What if you are in the construction industry and you know you have a noise problem?  The standard is pretty simple: determine your noise level and if it exceeds Table D2 then feasible engineering & administrative controls must be implemented and an effective and continuing hearing conservation program must be administered.  If these are not effective in bringing the noise to acceptable levels then hearing protection must be fitted and worn to reduce the noise.  If the person in charge of the construction safety program did not read anything more than the half page standard, things would seem pretty simple.  But what is an “effective hearing conservation program?”   Discussions have occurred about proposed revisions to this standard, but no official changes yet. However, OSHA has been asked this question before.

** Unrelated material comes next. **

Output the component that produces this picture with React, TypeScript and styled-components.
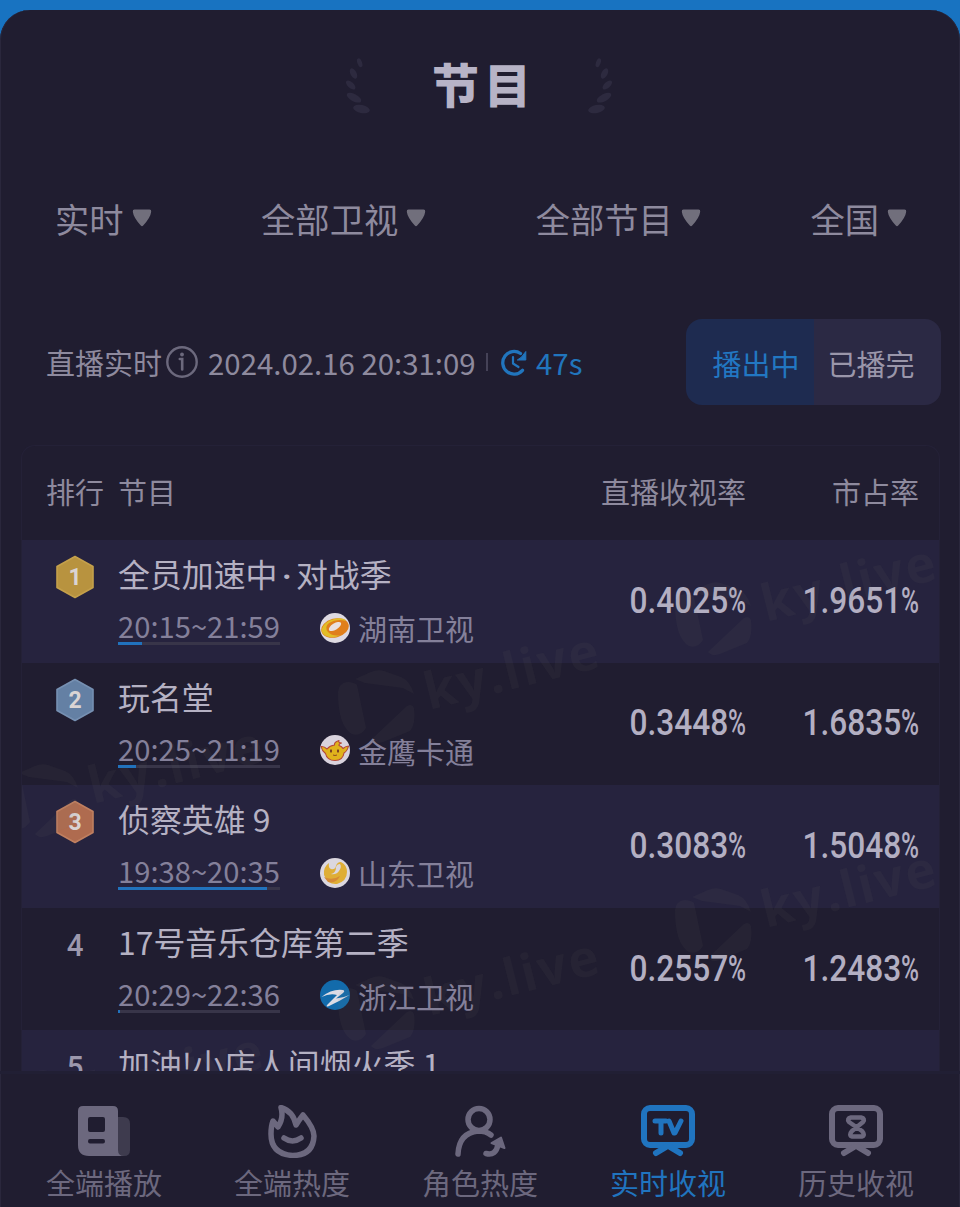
import React from 'react';
import styled, { createGlobalStyle } from 'styled-components';

const GlobalStyle = createGlobalStyle`
  * { box-sizing: border-box; }
  html, body { margin: 0; padding: 0; background: #1873c1; }
  body { font-family: "Noto Sans CJK SC", "Noto Sans", sans-serif; }
`;

const Screen = styled.div`
  width: 960px;
  height: 1207px;
  padding-top: 10px;
  background: #1873c1;
  overflow: hidden;
`;

const Sheet = styled.main`
  height: 1197px;
  display: flex;
  flex-direction: column;
  background: #201d30;
  border-radius: 30px 30px 0 0;
  box-shadow: inset 1px 0 #2a273c, inset -1px 0 #2a273c;
  overflow: hidden;
`;

const Header = styled.header`
  height: 150px;
  flex: none;
  display: flex;
  justify-content: center;
  align-items: center;
  gap: 56px;
`;

const Title = styled.h1`
  margin: -5px 0 0;
  width: 100px;
  text-align: center;
  font-size: 47px;
  line-height: 60px;
  font-weight: 900;
  letter-spacing: 5px;
  text-indent: 2px;
  color: #b7b3c6;
  white-space: nowrap;
`;

const Filters = styled.nav`
  height: 118px;
  flex: none;
  padding: 0 53px 3px 55px;
  display: flex;
  align-items: center;
  justify-content: space-between;
`;

const Filter = styled.div`
  display: flex;
  align-items: center;
  gap: 8px;
  font-size: 34.3px;
  line-height: 44px;
  color: #8e8a9e;
`;

const Status = styled.section`
  height: 167px;
  flex: none;
  padding: 0 19px 0 46px;
  display: flex;
  align-items: center;
  color: #8e8a9e;
  font-size: 29px;
  line-height: 40px;
  white-space: nowrap;
`;

const Stamp = styled.span`
  margin-left: 9px;
  width: 268px;
  font-size: 29.4px;
`;

const Divider = styled.i`
  width: 2px;
  height: 18px;
  margin: 0 12px 0 10px;
  background: #454257;
`;

const Countdown = styled.span`
  margin-left: 8px;
  font-size: 29.4px;
  color: #2175bd;
`;

const Toggle = styled.div`
  margin-left: auto;
  width: 255px;
  height: 86px;
  display: flex;
  border-radius: 16px;
  overflow: hidden;
`;

const ToggleItem = styled.span<{ $active?: boolean }>`
  flex: 1;
  display: flex;
  align-items: center;
  justify-content: ${(p) => (p.$active ? 'flex-end' : 'flex-start')};
  padding: 2px 14px 0;
  color: ${(p) => (p.$active ? '#2277c2' : '#9a96aa')};
  background: ${(p) => (p.$active ? '#1e2b50' : '#2b2944')};
`;

const Table = styled.section`
  position: relative;
  height: 626px;
  flex: none;
  margin: 0 20px 0 21px;
  border: 1px solid #242137;
  border-bottom: 0;
  border-radius: 14px 14px 0 0;
  overflow: hidden;
`;

const Columns = styled.div`
  display: grid;
  grid-template-columns: 96px 1fr 200px 173px;
  padding-right: 20px;
`;

const HeadRow = styled(Columns)`
  height: 94px;
  padding-bottom: 4px;
  align-items: center;
  font-size: 29px;
  line-height: 40px;
  color: #8e8a9e;
`;

const HeadCell = styled.span<{ $align?: string; $indent?: number }>`
  text-align: ${(p) => p.$align ?? 'left'};
  padding-left: ${(p) => p.$indent ?? 0}px;
  white-space: nowrap;
`;

const Row = styled(Columns)<{ $tinted: boolean }>`
  height: 122.6px;
  background: ${(p) => (p.$tinted ? '#26233e' : 'transparent')};
`;

const RankCell = styled.div`
  width: 40px;
  height: 44px;
  margin: 15px 0 0 33px;
  display: flex;
  align-items: center;
  justify-content: center;
  font-family: Roboto, sans-serif;
  font-size: 32px;
  font-weight: 500;
  color: #9c98ad;
`;

const RankDigit = styled.span`
  transform: scaleX(0.92);
`;

const Program = styled.div`
  padding-top: 11px;
  display: flex;
  flex-direction: column;
`;

const Name = styled.div`
  height: 44px;
  font-size: 31.9px;
  line-height: 44px;
  color: #b5b1c3;
  white-space: pre;
`;

const Dot = styled.span`
  display: inline-block;
  width: 18.5px;
  line-height: 30px;
  text-align: center;
  font-family: Roboto, sans-serif;
  font-weight: 700;
`;

const Meta = styled.div`
  margin-top: 11px;
  display: flex;
  align-items: flex-start;
  color: #84809a;
  line-height: 40px;
`;

const Slot = styled.div`
  width: 162px;
  font-size: 29.2px;
  line-height: 38px;
  white-space: nowrap;
`;

const Track = styled.div`
  height: 3px;
  margin-top: -2px;
  background: #383549;
`;

const Elapsed = styled.div`
  height: 3px;
  background: #2172bd;
`;

const Channel = styled.div`
  margin: 2px 0 0 40px;
  display: flex;
  align-items: center;
  gap: 8px;
  font-size: 29px;
  white-space: nowrap;
`;

const Figure = styled.div`
  align-self: center;
  padding-bottom: 1px;
  display: flex;
  justify-content: flex-end;
  font-family: Roboto, sans-serif;
  font-size: 36px;
  line-height: 44px;
  font-weight: 500;
  color: #b3afc2;
`;

const Digits = styled.span`
  transform: scaleX(0.88);
  transform-origin: right;
`;

const Percent = styled.span`
  width: 18px;
  font-weight: 500;
  transform: scaleX(0.68);
  transform-origin: left;
`;

const Watermarks = styled.svg`
  position: absolute;
  left: -1px;
  top: 0;
  pointer-events: none;
`;

const TabBar = styled.nav`
  flex: 1;
  padding: 31px 10px 0;
  display: grid;
  grid-template-columns: repeat(5, 188px);
  align-items: start;
  border-top: 3px solid #211f34;
`;

const Tab = styled.div<{ $active?: boolean }>`
  display: flex;
  flex-direction: column;
  align-items: center;
  gap: 4px;
  font-size: 29px;
  line-height: 40px;
  color: ${(p) => (p.$active ? '#2074bf' : '#6c687e')};
`;

const leaves = [
  [15.7, 7.7, 2.3, 4.6, -20],
  [9.5, 18.5, 3, 5.6, -28],
  [6.7, 30, 3, 5.8, -48],
  [10, 42.7, 3.6, 8, -62],
  [17.5, 54, 4, 8.5, -78],
];

const Laurel = ({ flip }: { flip?: boolean }) => (
  <svg width="30" height="60" viewBox="0 0 30 60">
    <g fill="#2d2a3f" transform={flip ? 'translate(28 0) scale(-1 1)' : undefined}>
      {leaves.map(([x, y, rx, ry, a]) => (
        <ellipse key={y} cx={x} cy={y} rx={rx} ry={ry} transform={`rotate(${a} ${x} ${y})`} />
      ))}
    </g>
  </svg>
);

const Caret = () => (
  <svg width="20" height="19" viewBox="0 0 20 19">
    <path d="M2.500 1.500h15q2 0 1.700 2.200Q18.500 9.500 11.200 17.500q-1.200 1.400-2.400 0Q1.500 9.500 .8 3.700 .5 1.500 2.500 1.500z" fill="#716f7c" />
  </svg>
);

const InfoIcon = () => (
  <svg width="34" height="34" viewBox="0 0 34 34" style={{ marginLeft: 3 }}>
    <circle cx="17" cy="17" r="14.700" fill="none" stroke="#6c697d" strokeWidth="2.400" />
    <circle cx="17" cy="9.500" r="1.900" fill="#6c697d" />
    <path d="M14.800 14h2.400v10.500" fill="none" stroke="#6c697d" strokeWidth="2.600" strokeLinecap="round" />
  </svg>
);

const TimerIcon = () => (
  <svg width="28" height="28" viewBox="0 0 28 28" fill="none" stroke="#2175bd" strokeWidth="3.300">
    <path d="M22.500 22.300A11.300 11.300 0 1 1 20.500 5.500" strokeLinecap="round" />
    <path d="M13 9v6.500l5.500 3.500" strokeWidth="2.200" strokeLinecap="round" strokeLinejoin="round" />
    <path d="M25.800 3.500v8.500h-8.500q4-1.500 8.500-8.500z" fill="#2175bd" stroke="#2175bd" strokeWidth="1" />
  </svg>
);

const medalTones: Record<number, [string, string]> = {
  1: ['#b8933f', '#c4a04b'],
  2: ['#6480a4', '#7690b2'],
  3: ['#af6b4f', '#bf7f60'],
};

const Medal = ({ rank }: { rank: number }) => {
  const [base, edge] = medalTones[rank];
  return (
    <svg width="40" height="44" viewBox="0 0 40 44">
      <path d="M20 1.500 38 11.500v21L20 42.500 2 32.500v-21z" fill={base} stroke={edge} strokeWidth="1.600" strokeLinejoin="round" />
      <text x="20" y="29.800" textAnchor="middle" fontFamily="Roboto, sans-serif" fontSize="23" fontWeight="700" fill="#dad4d4">
        {rank}
      </text>
    </svg>
  );
};

const logos: Record<string, React.ReactNode> = {
  hunan: (
    <>
      <circle cx="15" cy="15" r="15" fill="#dedae2" />
      <ellipse cx="15" cy="15" rx="14" ry="9.500" transform="rotate(-14 15 15)" fill="#e07f1b" />
      <path d="M1.500 17Q3 9 14 6q10-2 12 2-9-3-17 2-5 4-1 9 5 5 13 3-8 4-15 1-4-2-4.500-6z" fill="#e2bd27" />
      <ellipse cx="15" cy="13.500" rx="7" ry="3.200" transform="rotate(-32 15 13.500)" fill="#e9e1e0" />
    </>
  ),
  jinying: (
    <>
      <circle cx="15" cy="15" r="15" fill="#d9d3dd" />
      <path d="M1 11.500q3-.5 6 2.500 3-3.500 7.500-4Q14 7 19 5.500q-1 2.500 2.500 2.500-3 1-2.500 2.500 3 1 4 3 2-2 5.500-2.500-1 5-4.500 7-1 7.500-9 7.500T5.500 18.500Q2 16 1 11.500z" fill="#e0b31c" stroke="#b4473a" strokeWidth="1.100" strokeLinejoin="round" />
      <ellipse cx="11" cy="16" rx="1" ry="1.700" fill="#713623" />
      <ellipse cx="18" cy="16" rx="1" ry="1.700" fill="#713623" />
      <path d="M13 20q2 1 4 0" stroke="#8f4822" fill="none" />
    </>
  ),
  shandong: (
    <>
      <circle cx="15" cy="15" r="15" fill="#dbd7df" />
      <path d="M4 17Q3 9 9 5q-1 5 2 6 4 1 5-3 1-4 5-4 6 3 6 10 0 9-10 12-9 1-13-9zM16 9q0 6-5 7 5 1 8-3t1-7q-3 0-4 3z" fill="#dfae35" fillRule="evenodd" />
      <path d="M4 19q8 4 16-1-4 8-12 6z" fill="#d58a35" />
    </>
  ),
  zhejiang: (
    <>
      <circle cx="15" cy="15" r="15" fill="#136bab" />
      <path d="M1.500 17Q12 8.500 23 10q2.500 1 0 3l-7 5.500q7-.5 13.500-3.500Q20 21 8 26.500q-2.500 0-.5-2L17 15Q10 13 1.500 17z" fill="#dcdce5" />
    </>
  ),
};

const ChannelLogo = ({ id }: { id: string }) => (
  <svg width="30" height="30" viewBox="0 0 30 30" style={{ marginTop: -1 }}>
    {logos[id]}
  </svg>
);

const rows = [
  { rank: 1, name: ['全员加速中', '对战季'], time: '20:15~21:59', done: 15, logo: 'hunan', channel: '湖南卫视', rate: '0.4025', share: '1.9651' },
  { rank: 2, name: ['玩名堂'], time: '20:25~21:19', done: 11, logo: 'jinying', channel: '金鹰卡通', rate: '0.3448', share: '1.6835' },
  { rank: 3, name: ['侦察英雄 9'], time: '19:38~20:35', done: 92, logo: 'shandong', channel: '山东卫视', rate: '0.3083', share: '1.5048' },
  { rank: 4, name: ['17号音乐仓库第二季'], time: '20:29~22:36', done: 1.3, logo: 'zhejiang', channel: '浙江卫视', rate: '0.2557', share: '1.2483' },
  { rank: 5, name: ['加油!小店人间烟火季 1'] },
];

const marks = [
  [18, 352], [354, 258], [691, 170],
  [18, 658], [354, 564], [691, 476],
];

const Mark = ({ x, y }: { x: number; y: number }) => (
  <g transform={`translate(${x} ${y})`} fill="#7f7c70" fillOpacity="0.075">
    <path d="M-37-12q1-9 9-10 7 0 10 3l9 43q-6 9-14 6-14-8-14-42z" />
    <path d="M-20-25-4-32q6-3 13-1l17 6q9 4 13 17l-11-6-38-5z" />
    <path d="M-4 36 32 2q5-3 7 2 2 16-4 23L8 38q-8 3-12-2z" />
    <text x="54" y="6" transform="rotate(-14 54 6)" fontFamily='"Open Sans", sans-serif' fontWeight="700" fontSize="51" textLength="178">
      ky.live
    </text>
  </g>
);

const tvFrame = (
  <>
    <rect x="3" y="3" width="48" height="37" rx="6" strokeWidth="6" />
    <path d="m25 42-10 6M29 42l10 6" strokeWidth="6" />
  </>
);

const tabs = [
  {
    label: '全端播放',
    icon: (
      <g stroke="none" fill="currentColor">
        <path d="M41 12h5q7 0 7 7v26q0 6-6 6h-9z" opacity=".4" />
        <path fillRule="evenodd" d="M6 1h30q5 0 5 5v39q0 6 6 6H12Q1 51 1 40V6q0-5 5-5zM13 12q-2 0-2 2v11q0 2 2 2h13q2 0 2-2V14q0-2-2-2zM13 34q-2 0-2 2.300t2 2.300h13q2 0 2-2.300T26 34z" />
      </g>
    ),
  },
  {
    label: '全端热度',
    icon: (
      <>
        <path d="M8 16 13 22Q19 13 16 2.500 28 6 31 20 34 15 38 10 49 23 49 31 48 50.500 27.500 50.500 6 49 6 29 6 21 8 16Z" strokeWidth="5.500" />
        <path d="M19 33q8.500 6 17 0" strokeWidth="5.500" />
      </>
    ),
  },
  {
    label: '角色热度',
    icon: (
      <>
        <circle cx="26" cy="14.500" r="11" strokeWidth="5.500" />
        <path d="M5 49Q6 28 25 26q8 0 13 4M33 48.500q10 2.500 12-9" strokeWidth="5.500" />
        <path d="M38.500 38 48 32.500 51.500 43z" fill="currentColor" strokeWidth="2" />
      </>
    ),
  },
  {
    label: '实时收视',
    active: true,
    icon: (
      <>
        {tvFrame}
        <path d="M14 16h11M20 16v12M28 16l5 12h1l6-12" strokeWidth="5" />
      </>
    ),
  },
  {
    label: '历史收视',
    icon: (
      <>
        {tvFrame}
        <path d="M22 12.500h10q4.500 1 2 4.500l-11 9q-3.500 4 0 5.500h10q3.500-1.500 0-5.500l-13-9q-2.500-3.500 2-4.500z" strokeWidth="4.500" />
      </>
    ),
  },
];

const TabIcon = ({ children }: { children: React.ReactNode }) => (
  <svg width="54" height="53" viewBox="0 0 54 53" fill="none" stroke="currentColor" strokeLinecap="round" strokeLinejoin="round">
    {children}
  </svg>
);

const Value = ({ value }: { value: string }) => (
  <Figure>
    <Digits>{value}</Digits>
    <Percent>%</Percent>
  </Figure>
);

export default function App() {
  return (
    <Screen>
      <GlobalStyle />
      <Sheet>
        <Header>
          <Laurel />
          <Title>节目</Title>
          <Laurel flip />
        </Header>
        <Filters>
          {['实时', '全部卫视', '全部节目', '全国'].map((label) => (
            <Filter key={label}>
              {label}
              <Caret />
            </Filter>
          ))}
        </Filters>
        <Status>
          直播实时
          <InfoIcon />
          <Stamp>2024.02.16 20:31:09</Stamp>
          <Divider />
          <TimerIcon />
          <Countdown>47s</Countdown>
          <Toggle>
            <ToggleItem $active>播出中</ToggleItem>
            <ToggleItem>已播完</ToggleItem>
          </Toggle>
        </Status>
        <Table>
          <HeadRow>
            <HeadCell $indent={24}>排行</HeadCell>
            <HeadCell>节目</HeadCell>
            <HeadCell $align="right">直播收视率</HeadCell>
            <HeadCell $align="right">市占率</HeadCell>
          </HeadRow>
          {rows.map((row, i) => (
            <Row key={row.rank} $tinted={i % 2 === 0}>
              <RankCell>{row.rank <= 3 ? <Medal rank={row.rank} /> : <RankDigit>{row.rank}</RankDigit>}</RankCell>
              <Program>
                <Name>
                  {row.name[0]}
                  {row.name[1] && <Dot>·</Dot>}
                  {row.name[1]}
                </Name>
                {row.time && (
                  <Meta>
                    <Slot>
                      {row.time}
                      <Track>
                        <Elapsed style={{ width: `${row.done}%` }} />
                      </Track>
                    </Slot>
                    <Channel>
                      <ChannelLogo id={row.logo} />
                      {row.channel}
                    </Channel>
                  </Meta>
                )}
              </Program>
              {row.rate && <Value value={row.rate} />}
              {row.share && <Value value={row.share} />}
            </Row>
          ))}
          <Watermarks width="920" height="626" viewBox="0 0 920 626">
            {marks.map(([x, y]) => (
              <Mark key={`${x}-${y}`} x={x} y={y} />
            ))}
          </Watermarks>
        </Table>
        <TabBar>
          {tabs.map((tab) => (
            <Tab key={tab.label} $active={tab.active}>
              <TabIcon>{tab.icon}</TabIcon>
              {tab.label}
            </Tab>
          ))}
        </TabBar>
      </Sheet>
    </Screen>
  );
}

There are some standard interpretations published by OSHA which lay out additional requirements that are similar to the General Industry Requirements.  One letter states an effective hearing conservation program consists of the following elements:

  1. Monitoring of employee noise exposures.
  2. The institution of engineering, work practice, and administrative controls for excessive noise.
  3. The provision of each overexposed employee with an individually fitted hearing protector with an adequate noise reduction rating.
  4. Employee training and education regarding noise hazard and protection measures.
  5. Baseline and annual audiometry.
  6. Procedures for preventing further occupational hearing loss by an employee whenever such and event has been identified.
  7. Record keeping.

If you would like assistance or guidance on the implementation of an effective hearing conservation program feel free to contact Advanced Safety & Health at (502) 240-6910.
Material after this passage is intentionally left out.